* **Work to complete**: Give the listing again exactly, omitting its images.

* **Dataset content**:
══════════
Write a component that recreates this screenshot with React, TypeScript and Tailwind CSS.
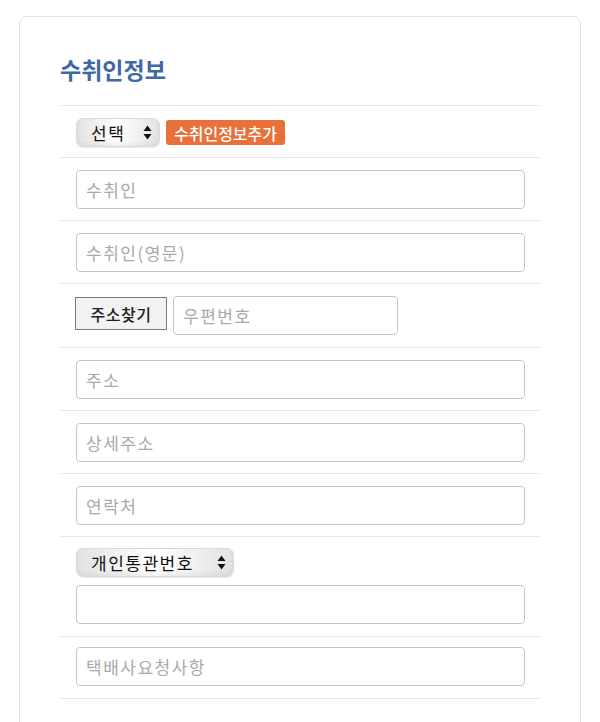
import React from "react";

const font = { fontFamily: '"Noto Sans CJK KR", "Noto Sans", sans-serif' };

function Arrows() {
  return (
    <svg width="9" height="15" viewBox="0 0 9 15" className="shrink-0">
      <path d="M4.5 0.5 L8.5 6 L0.5 6 Z" fill="#111" />
      <path d="M4.5 14.5 L8.5 9 L0.5 9 Z" fill="#111" />
    </svg>
  );
}

function FakeSelect({ label, w }: { label: string; w: string }) {
  return (
    <div
      className={`${w} h-[29px] flex items-center justify-between pl-[14px] pr-[7px] rounded-[7px] border border-[#dadada] bg-gradient-to-r from-[#e2e2e2] via-white to-[#e2e2e2] shadow-[inset_0_-3px_4px_rgba(0,0,0,0.05),0_1px_1px_rgba(0,0,0,0.08)] text-[17px] text-[#111] tracking-[1.5px]`}
    >
      <span className="leading-none">{label}</span>
      <Arrows />
    </div>
  );
}

function Field({ ph, w = "w-[449px]" }: { ph?: string; w?: string }) {
  return (
    <div
      className={`${w} h-[39px] border-[1.5px] border-[#c3c6ca] rounded-[4px] bg-white flex items-center pl-[9px] text-[17px] text-[#a9a9a9] tracking-[1.5px]`}
    >
      {ph}
    </div>
  );
}

export default function App() {
  return (
    <div className="min-h-[722px] bg-white pt-4 px-[19px] overflow-hidden" style={font}>
      <div className="border border-[#e2e2e2] rounded-[8px] px-10 h-[760px] bg-white">
        <h1 className="pt-[37px] mb-[20px] text-[23px] leading-[31px] font-bold text-[#3f68a6]">
          수취인정보
        </h1>
        <div className="border-b border-[#e8e8e8]">
          <div className="border-t border-[#e8e8e8] px-4 pt-[12px] pb-[10px] flex items-center gap-[6px]">
            <FakeSelect label="선택" w="w-[84px]" />
            <div className="w-[119px] h-[25px] flex items-center justify-center rounded-[3px] bg-[#e8703a] text-white text-[16px] font-medium">
              수취인정보추가
            </div>
          </div>
          <div className="border-t border-[#e8e8e8] px-4 pt-3 pb-[11px]">
            <Field ph="수취인" />
          </div>
          <div className="border-t border-[#e8e8e8] px-4 pt-3 pb-[11px]">
            <Field ph="수취인(영문)" />
          </div>
          <div className="border-t border-[#e8e8e8] pl-[15px] pr-4 pt-3 pb-[12px] flex items-start gap-[6px]">
            <div className="mt-px w-[92px] h-[33px] border border-[#7a7a7a] bg-[#f2f2f2] flex items-center justify-center text-[16px] font-medium text-[#222] tracking-[0.5px]">
              주소찾기
            </div>
            <Field ph="우편번호" w="w-[225px]" />
          </div>
          <div className="border-t border-[#e8e8e8] px-4 pt-3 pb-[11px]">
            <Field ph="주소" />
          </div>
          <div className="border-t border-[#e8e8e8] px-4 pt-3 pb-[11px]">
            <Field ph="상세주소" />
          </div>
          <div className="border-t border-[#e8e8e8] px-4 pt-3 pb-[11px]">
            <Field ph="연락처" />
          </div>
          <div className="border-t border-[#e8e8e8] px-4 pt-[11px] pb-[12px] flex flex-col gap-2">
            <FakeSelect label="개인통관번호" w="w-[158px]" />
            <Field />
          </div>
          <div className="border-t border-[#e8e8e8] px-4 pt-[10px] pb-[12px]">
            <Field ph="택배사요청사항" />
          </div>
        </div>
      </div>
    </div>
  );
}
══════════
* **Answer to this task**:
Write a component that recreates this screenshot with React, TypeScript and Tailwind CSS.
import React from "react";

const font = { fontFamily: '"Noto Sans CJK KR", "Noto Sans", sans-serif' };

function Arrows() {
  return (
    <svg width="9" height="15" viewBox="0 0 9 15" className="shrink-0">
      <path d="M4.5 0.5 L8.5 6 L0.5 6 Z" fill="#111" />
      <path d="M4.5 14.5 L8.5 9 L0.5 9 Z" fill="#111" />
    </svg>
  );
}

function FakeSelect({ label, w }: { label: string; w: string }) {
  return (
    <div
      className={`${w} h-[29px] flex items-center justify-between pl-[14px] pr-[7px] rounded-[7px] border border-[#dadada] bg-gradient-to-r from-[#e2e2e2] via-white to-[#e2e2e2] shadow-[inset_0_-3px_4px_rgba(0,0,0,0.05),0_1px_1px_rgba(0,0,0,0.08)] text-[17px] text-[#111] tracking-[1.5px]`}
    >
      <span className="leading-none">{label}</span>
      <Arrows />
    </div>
  );
}

function Field({ ph, w = "w-[449px]" }: { ph?: string; w?: string }) {
  return (
    <div
      className={`${w} h-[39px] border-[1.5px] border-[#c3c6ca] rounded-[4px] bg-white flex items-center pl-[9px] text-[17px] text-[#a9a9a9] tracking-[1.5px]`}
    >
      {ph}
    </div>
  );
}

export default function App() {
  return (
    <div className="min-h-[722px] bg-white pt-4 px-[19px] overflow-hidden" style={font}>
      <div className="border border-[#e2e2e2] rounded-[8px] px-10 h-[760px] bg-white">
        <h1 className="pt-[37px] mb-[20px] text-[23px] leading-[31px] font-bold text-[#3f68a6]">
          수취인정보
        </h1>
        <div className="border-b border-[#e8e8e8]">
          <div className="border-t border-[#e8e8e8] px-4 pt-[12px] pb-[10px] flex items-center gap-[6px]">
            <FakeSelect label="선택" w="w-[84px]" />
            <div className="w-[119px] h-[25px] flex items-center justify-center rounded-[3px] bg-[#e8703a] text-white text-[16px] font-medium">
              수취인정보추가
            </div>
          </div>
          <div className="border-t border-[#e8e8e8] px-4 pt-3 pb-[11px]">
            <Field ph="수취인" />
          </div>
          <div className="border-t border-[#e8e8e8] px-4 pt-3 pb-[11px]">
            <Field ph="수취인(영문)" />
          </div>
          <div className="border-t border-[#e8e8e8] pl-[15px] pr-4 pt-3 pb-[12px] flex items-start gap-[6px]">
            <div className="mt-px w-[92px] h-[33px] border border-[#7a7a7a] bg-[#f2f2f2] flex items-center justify-center text-[16px] font-medium text-[#222] tracking-[0.5px]">
              주소찾기
            </div>
            <Field ph="우편번호" w="w-[225px]" />
          </div>
          <div className="border-t border-[#e8e8e8] px-4 pt-3 pb-[11px]">
            <Field ph="주소" />
          </div>
          <div className="border-t border-[#e8e8e8] px-4 pt-3 pb-[11px]">
            <Field ph="상세주소" />
          </div>
          <div className="border-t border-[#e8e8e8] px-4 pt-3 pb-[11px]">
            <Field ph="연락처" />
          </div>
          <div className="border-t border-[#e8e8e8] px-4 pt-[11px] pb-[12px] flex flex-col gap-2">
            <FakeSelect label="개인통관번호" w="w-[158px]" />
            <Field />
          </div>
          <div className="border-t border-[#e8e8e8] px-4 pt-[10px] pb-[12px]">
            <Field ph="택배사요청사항" />
          </div>
        </div>
      </div>
    </div>
  );
}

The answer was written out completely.